If the client is worth the time, Your Green Contractor will begin by providing them a cost estimate. The company often gets involved early in the project with a conceptual drawing and tries to make sure the client understands how much money it will need.

“You can’t go back to your investors and say ‘oops! I made a mistake! I need another quarter million dollars,’” Mendel said. “That does not go over well with anybody.”
Mendel has seen people who have run out of money with only 5% of the project completed.

A good rule of thumb is to get an initial construction estimate from a contractor as early as possible. Then, they should add 20% as a contingency.

Once Your Green Contractor decides a particular client is legitimate, it then takes into account the project’s location. The farther away from Your Green Contractor’s base in Colorado, the bigger the project needs to be to justify the time and costs.

Navigating widely varying regulations has been a challenge for Your Green Contractor as it expands into other states, but the company’s beginnings in Colorado has helped with that, Mendel said. Because Colorado’s rules vary by jurisdiction, the company learned from the outset to check building codes early and often.

Dealing With Newcomers

The industry is still new enough that many entrepreneurs – and their investors – often don’t know much about the business.

Mendel said he had a prospective client in Illinois ask him, “Is this product similar to mushrooms? Does it grow in a cold, damp environment?”
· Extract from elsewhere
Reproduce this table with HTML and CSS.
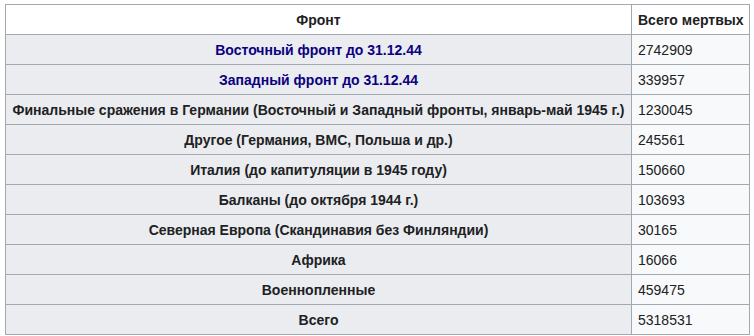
FILE: index.html
```html
<!DOCTYPE html>
<html lang="ru">
<head>
<meta charset="utf-8">
<link rel="stylesheet" href="styles.css">
</head>
<body>
<table class="wikitable">
<colgroup><col class="c1"><col class="c2"></colgroup>
<thead>
<tr><th class="head">Фронт</th><th class="head head-left">Всего мертвых</th></tr>
</thead>
<tbody>
<tr><th><a href="#">Восточный фронт до 31.12.44</a></th><td>2742909</td></tr>
<tr><th><a href="#">Западный фронт до 31.12.44</a></th><td>339957</td></tr>
<tr><th>Финальные сражения в Германии (Восточный и Западный фронты, январь-май 1945 г.)</th><td>1230045</td></tr>
<tr><th>Другое (Германия, ВМС, Польша и др.)</th><td>245561</td></tr>
<tr><th>Италия (до капитуляции в 1945 году)</th><td>150660</td></tr>
<tr><th>Балканы (до октября 1944 г.)</th><td>103693</td></tr>
<tr><th>Северная Европа (Скандинавия без Финляндии)</th><td>30165</td></tr>
<tr><th>Африка</th><td>16066</td></tr>
<tr><th>Военнопленные</th><td>459475</td></tr>
<tr><th>Всего</th><td>5318531</td></tr>
</tbody>
</table>
</body>
</html>
```
FILE: styles.css
```css
html, body {
  margin: 0;
  background: #ffffff;
}
body {
  padding: 4px 5px;
  font-family: "Liberation Sans", Arial, sans-serif;
  font-size: 14px;
  color: #202122;
}
.wikitable {
  border-collapse: collapse;
  table-layout: fixed;
  width: 744px;
  border: 1px solid #a2a9b1;
}
.c1 { width: 626px; }
.c2 { width: 118px; }
.wikitable th,
.wikitable td {
  border: 1px solid #a2a9b1;
  height: 30px;
  padding: 0 6px;
  line-height: 20px;
  box-sizing: border-box;
  vertical-align: middle;
  white-space: nowrap;
}
.wikitable th {
  background: #eaecf0;
  font-weight: bold;
  text-align: center;
}
.wikitable td {
  background: #f8f9fa;
  text-align: left;
}
.wikitable th.head {
  background: #ffffff;
}
.wikitable th.head-left {
  text-align: left;
}
.wikitable a {
  color: #0b0080;
  text-decoration: none;
}
```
As in the case of the electrical lights in grow houses, Your Green Contractor has learned to ask more questions, often “Why are you doing that?” and “Have you thought about this?”
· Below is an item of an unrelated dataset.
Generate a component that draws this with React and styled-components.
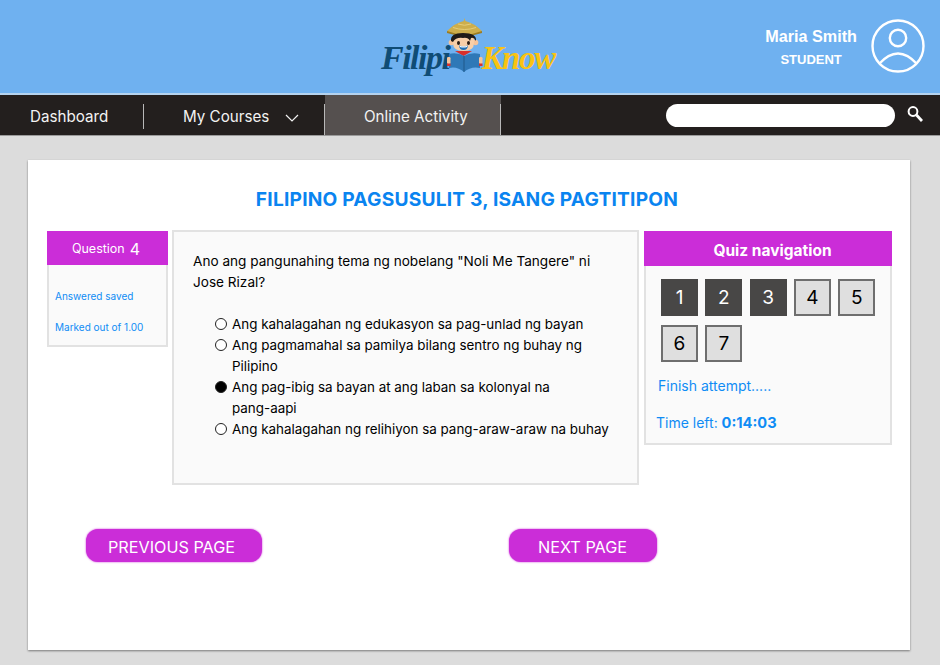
import React from "react";
import styled, { createGlobalStyle } from "styled-components";

const GlobalStyle = createGlobalStyle`
  html, body {
    margin: 0;
    padding: 0;
  }
  body {
    background: #dcdcdc;
    font-family: "Inter", "Liberation Sans", sans-serif;
    color: #000;
  }
  * {
    box-sizing: border-box;
  }
`;

const Page = styled.div`
  width: 940px;
  height: 665px;
  overflow: hidden;
  background: #dcdcdc;
`;

const Header = styled.header`
  height: 95px;
  background: #6fb1f0;
  border-bottom: 2px solid #b5d3ef;
  display: flex;
  align-items: flex-start;
  padding: 18px 15px 0 381px;
`;

const Logo = styled.div`
  width: 175px;
  height: 62px;
  display: flex;
  align-items: flex-end;
  flex-shrink: 0;
`;

const LogoWord = styled.span`
  font-family: "Liberation Serif", serif;
  font-style: italic;
  font-weight: 700;
  font-size: ${(p) => p.$size}px;
  line-height: 40px;
  margin-bottom: 2px;
  letter-spacing: ${(p) => p.$spacing}px;
  color: ${(p) => p.$color};
`;

const BoyIcon = styled.svg`
  width: 36px;
  height: 54px;
  flex-shrink: 0;
  align-self: flex-start;
  margin: 0 -2px;
`;

const User = styled.div`
  margin: 1px 0 0 auto;
  display: flex;
  align-items: center;
  gap: 14px;
`;

const UserText = styled.div`
  padding-top: 1px;
  text-align: center;
  color: #fff;
  font-family: "Liberation Sans", sans-serif;
  font-weight: 700;
`;

const UserName = styled.div`
  font-size: 16.2px;
  line-height: 20px;
`;

const UserRole = styled.div`
  font-size: 13px;
  line-height: 16px;
  margin-top: 6px;
`;

const Avatar = styled.svg`
  width: 54px;
  height: 54px;
  display: block;
`;

const Nav = styled.nav`
  height: 41px;
  background: #231f1e;
  border-bottom: 1px solid #9a9a9a;
  display: flex;
  align-items: stretch;
  color: #f2f2f2;
  font-size: 15.2px;
`;

const NavItem = styled.div`
  position: relative;
  width: ${(p) => p.$width}px;
  padding: 3px 0 0 ${(p) => p.$pad}px;
  display: flex;
  align-items: center;
  gap: 16px;
  background: ${(p) => (p.$active ? "#55504f" : "transparent")};

  &::after {
    content: "";
    position: absolute;
    right: 0;
    top: ${(p) => p.$ruleTop}px;
    bottom: ${(p) => p.$ruleBottom}px;
    width: 1px;
    background: #b8b8b8;
  }
`;

const Chevron = styled.svg`
  width: 14px;
  height: 8px;
  margin-top: 3px;
`;

const SearchArea = styled.div`
  margin-left: auto;
  display: flex;
  align-items: center;
  gap: 12px;
  padding-right: 17px;
`;

const SearchBox = styled.div`
  width: 229px;
  height: 23px;
  border-radius: 12px;
  background: #fff;
`;

const SearchGlyph = styled.svg`
  width: 16px;
  height: 18px;
  margin-top: -3px;
`;

const Main = styled.main`
  padding: 24px 30px 0 28px;
`;

const Card = styled.section`
  height: 490px;
  background: #fff;
  box-shadow: 0 1px 2px rgba(0, 0, 0, 0.45);
  padding: 0 18px 0 19px;
`;

const Title = styled.h1`
  margin: 0;
  padding: 26px 5px 0 0;
  height: 70px;
  text-align: center;
  font-size: 19.2px;
  line-height: 26px;
  font-weight: 700;
  letter-spacing: 0.2px;
  color: #0a84f0;
`;

const Columns = styled.div`
  display: flex;
  align-items: flex-start;
`;

const Panel = styled.div`
  flex-shrink: 0;
  background: #fafafa;
  border: 2px solid #e2e2e2;
`;

const SidePanel = styled(Panel)`
  width: 121px;
  height: 116px;
  margin-top: 1px;
`;

const PanelHead = styled.div`
  height: ${(p) => p.$height || 34}px;
  margin: -2px -2px 0;
  padding: ${(p) => p.$padTop || 1}px ${(p) => p.$padRight || 0}px 0 ${(p) => p.$padLeft || 0}px;
  background: #cb2dd8;
  color: #fff;
  display: flex;
  align-items: center;
  justify-content: center;
  gap: 5px;
  font-size: ${(p) => p.$size || 12.5}px;
  font-weight: ${(p) => p.$weight || 400};
`;

const QuestionNumber = styled.span`
  font-size: 16px;
`;

const SideNotes = styled.div`
  padding: 24px 0 0 6px;
  display: flex;
  flex-direction: column;
  gap: 17px;
`;

const SideNote = styled.div`
  color: #0f8cf5;
  font-size: 10px;
  line-height: 14px;
`;

const QuestionPanel = styled(Panel)`
  width: 467px;
  height: 255px;
  margin: 0 5px 0 4px;
  padding: 19px 19px 0 19px;
`;

const QuestionText = styled.p`
  margin: 0 0 21px;
  width: 415px;
  font-size: 13.6px;
  line-height: 21px;
`;

const OptionList = styled.ul`
  list-style: none;
  margin: 0;
  padding: 0 0 0 22px;
`;

const Option = styled.li`
  display: flex;
  font-size: 13.4px;
  line-height: 21px;
`;

const OptionLine = styled.div`
  white-space: nowrap;
`;

const Radio = styled.span`
  width: 12px;
  height: 12px;
  margin: 4px 5px 0 0;
  flex-shrink: 0;
  border-radius: 50%;
  border: 1px solid #222;
  background: ${(p) => (p.$checked ? "#000" : "#fff")};
`;

const NavPanel = styled(Panel)`
  width: 248px;
  height: 214px;
  margin-top: 1px;
`;

const AttemptGrid = styled.div`
  display: flex;
  flex-wrap: wrap;
  gap: 9px 7.3px;
  padding: 13px 0 0 15px;
`;

const AttemptButton = styled.div`
  width: 37px;
  height: 37px;
  display: flex;
  align-items: center;
  justify-content: center;
  font-size: 19px;
  background: ${(p) => (p.$done ? "#484746" : "#dfdfdf")};
  color: ${(p) => (p.$done ? "#fff" : "#000")};
  border: 2px solid ${(p) => (p.$done ? "#484746" : "#6e6e6e")};
`;

const FinishLink = styled.div`
  color: #0f8cf5;
  font-size: 14px;
  line-height: 18px;
  margin: 15px 0 0 12px;
`;

const TimeLeft = styled.div`
  color: #0f8cf5;
  font-size: 14px;
  line-height: 20px;
  margin: 18px 0 0 10px;

  strong {
    font-size: 14.6px;
    font-weight: 700;
  }
`;

const Pager = styled.div`
  display: flex;
  margin-top: 44px;
  padding-left: 39px;
`;

const PageButton = styled.button`
  width: ${(p) => p.$width}px;
  height: 33px;
  margin-right: ${(p) => p.$gap || 0}px;
  border: none;
  border-radius: 12px;
  padding: 2px ${(p) => p.$padRight}px 0 0;
  background: #cb2dd8;
  box-shadow: 0 0 2px #cb2dd8;
  color: #fff;
  font-family: inherit;
  font-size: 16.2px;
  cursor: pointer;
`;

function Boy() {
  return (
    <BoyIcon viewBox="0 0 36 54">
      {/* hat */}
      <path d="M17.5 0 L18.3 3 Q27 5 35 13 Q33 16 17.5 17 Q2 16 0 13 Q8 5 16.7 3 Z" fill="#cdae4c" />
      <path d="M0 13 Q17.5 20 35 13 L35 15 Q17.5 21 0 15 Z" fill="#9c7c22" />
      <path d="M6 9.5 Q17.5 13.5 29 9.5 M11 6 Q17.5 8.5 24 6" fill="none" stroke="#e6cd78" strokeWidth="1" />
      {/* face */}
      <circle cx="4.5" cy="24.5" r="2.8" fill="#f6c49a" />
      <circle cx="28.5" cy="24.5" r="2.8" fill="#f6c49a" />
      <path d="M6 18 H27 V25 Q27 33 16.5 33 Q6 33 6 25 Z" fill="#f8cfa8" />
      <path d="M4 23 Q3 15 16 15 Q30 15 29 23 Q27 19 24 20 L23 23 Q21 19 16 20 Q9 19 6 24 Z" fill="#1f1a18" />
      <ellipse cx="11.5" cy="25" rx="1.5" ry="1.9" fill="#2a1c14" />
      <ellipse cx="21.5" cy="25" rx="1.5" ry="1.9" fill="#2a1c14" />
      <path d="M12 27.5 Q16.5 29 21 27.5 Q20.5 32 16.5 32 Q12.5 32 12 27.5 Z" fill="#1f6fb5" />
      <path d="M12.5 27.7 Q16.5 28.8 20.5 27.7 L20 29 Q16.5 30 13 29 Z" fill="#fff" />
      {/* scarf */}
      <path d="M8 33 H25 L16.5 38 Z" fill="#d7302c" />
      {/* book and hands */}
      <path d="M2 36 Q10 34 17 38 Q24 34 33 36 V50 Q24 48 17 54 Q10 48 2 50 Z" fill="#2f78b7" />
      <path d="M17 38 V54" stroke="#1c527f" strokeWidth="0.8" />
      <rect x="0" y="39" width="3.5" height="7" rx="1.2" fill="#f6c49a" />
      <rect x="32" y="39" width="3.5" height="7" rx="1.2" fill="#f6c49a" />
      <rect x="0" y="45.5" width="3.5" height="2.5" fill="#d7302c" />
      <rect x="32" y="45.5" width="3.5" height="2.5" fill="#d7302c" />
    </BoyIcon>
  );
}

const options = [
  { lines: ["Ang kahalagahan ng edukasyon sa pag-unlad ng bayan"] },
  { lines: ["Ang pagmamahal sa pamilya bilang sentro ng buhay ng", "Pilipino"] },
  { lines: ["Ang pag-ibig sa bayan at ang laban sa kolonyal na", "pang-aapi"], checked: true },
  { lines: ["Ang kahalagahan ng relihiyon sa pang-araw-araw na buhay"] },
];

const attempts = [1, 2, 3, 4, 5, 6, 7];

export default function App() {
  return (
    <Page>
      <GlobalStyle />
      <Header>
        <Logo>
          <LogoWord $color="#0f4c75" $size={34} $spacing={-1.5}>Filipi</LogoWord>
          <Boy />
          <LogoWord $color="#f9c312" $size={33} $spacing={-1.4}>Know</LogoWord>
        </Logo>
        <User>
          <UserText>
            <UserName>Maria Smith</UserName>
            <UserRole>STUDENT</UserRole>
          </UserText>
          <Avatar viewBox="0 0 54 54">
            <circle cx="27" cy="27" r="25.5" fill="none" stroke="#fff" strokeWidth="2.4" />
            <circle cx="27" cy="19" r="8.2" fill="none" stroke="#fff" strokeWidth="2.4" />
            <path d="M8 45 Q27 24 46 45" fill="none" stroke="#fff" strokeWidth="2.4" />
          </Avatar>
        </User>
      </Header>
      <Nav>
        <NavItem $width={144} $pad={30} $ruleTop={9} $ruleBottom={6}>Dashboard</NavItem>
        <NavItem $width={181} $pad={39} $ruleTop={9} $ruleBottom={0}>
          My Courses
          <Chevron viewBox="0 0 14 8">
            <path d="M1 1 L7 7 L13 1" fill="none" stroke="#f2f2f2" strokeWidth="1.2" />
          </Chevron>
        </NavItem>
        <NavItem $width={176} $pad={39} $ruleTop={9} $ruleBottom={0} $active>Online Activity</NavItem>
        <SearchArea>
          <SearchBox />
          <SearchGlyph viewBox="0 0 16 18">
            <circle cx="6" cy="6.5" r="4.4" fill="none" stroke="#fff" strokeWidth="2" />
            <path d="M9.5 10 L15 16" stroke="#fff" strokeWidth="2.8" />
          </SearchGlyph>
        </SearchArea>
      </Nav>
      <Main>
        <Card>
          <Title>FILIPINO PAGSUSULIT 3, ISANG PAGTITIPON</Title>
          <Columns>
            <SidePanel>
              <PanelHead $padRight={3}>
                Question <QuestionNumber>4</QuestionNumber>
              </PanelHead>
              <SideNotes>
                <SideNote>Answered saved</SideNote>
                <SideNote>Marked out of 1.00</SideNote>
              </SideNotes>
            </SidePanel>
            <QuestionPanel>
              <QuestionText>
                Ano ang pangunahing tema ng nobelang "Noli Me Tangere" ni Jose Rizal?
              </QuestionText>
              <OptionList>
                {options.map((o) => (
                  <Option key={o.lines[0]}>
                    <Radio $checked={o.checked} />
                    <div>
                      {o.lines.map((line) => (
                        <OptionLine key={line}>{line}</OptionLine>
                      ))}
                    </div>
                  </Option>
                ))}
              </OptionList>
            </QuestionPanel>
            <NavPanel>
              <PanelHead $height={35} $size={15.5} $weight={700} $padTop={4} $padLeft={9}>
                Quiz navigation
              </PanelHead>
              <AttemptGrid>
                {attempts.map((n) => (
                  <AttemptButton key={n} $done={n < 4}>{n}</AttemptButton>
                ))}
              </AttemptGrid>
              <FinishLink>Finish attempt.....</FinishLink>
              <TimeLeft>
                Time left: <strong>0:14:03</strong>
              </TimeLeft>
            </NavPanel>
          </Columns>
          <Pager>
            <PageButton $width={176} $gap={247} $padRight={5}>PREVIOUS PAGE</PageButton>
            <PageButton $width={148} $padRight={1}>NEXT PAGE</PageButton>
          </Pager>
        </Card>
      </Main>
    </Page>
  );
}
Mendel had a woman call saying she wanted to build a dispensary the size of a Wal-Mart.

“I asked, ‘Did you mean Wal-Mart or Walgreens?’” Mendel said. “She said ‘I said Wal-Mart.’”
The woman wanted to carry every marijuana strain on the planet. Mendel advised her that even if she wanted to carry every strain she didn’t need 100,000 square feet.

They couldn’t come to terms so he recommended a consultant.

While people are willing to take risks to enter the industry, Mendel said it’s surprising how little risk those same people will take when it comes to new technology. If they’ve done their research and are convinced, say, that HID lights are the best way to grow, then it’s often difficult to move them off their plan to try a new, improved lighting system, such as LED.

Mendel concedes that there is some wisdom in that. “It’s a fine line between the cutting edge and the bleeding edge,” he said.

But to gain a competitive advantage, you have to be willing to try new methods. He said companies in the cannabis industry – particularly growers – should continuously experiment with new techniques and equipment on a small scale first. If it works, then consider implementing it across your company.

Looking Forward

Since starting out in 2011, Mendel’s watched with interest as the industry has evolved. Projects are getting bigger. Owners are getting more sophisticated. He observed one operation grow from 3,000 square feet to 10,000 square feet to 50,000 square feet.

“It’s fun for us to get to watch that kind of evolution from the inside,” he said.
He added, though, that trying to make any sort of prediction regarding the future of the industry prior to seeing who will lead the next federal administration in 2016 “is crazy.”

As the industry expands, Mendel wants to grow his business at a comfortable rate. It is certainly not going to grow faster than it can keep up from a quality standpoint, he said.

That focus on quality is a key component to his business ethics.

“We’re looking for people who are serious, not hobbyists. Not people who are looking to grow their own weed just so they can smoke it,” Mendel said. “At the end of the day, the product is a crop and it ought to be managed as one.”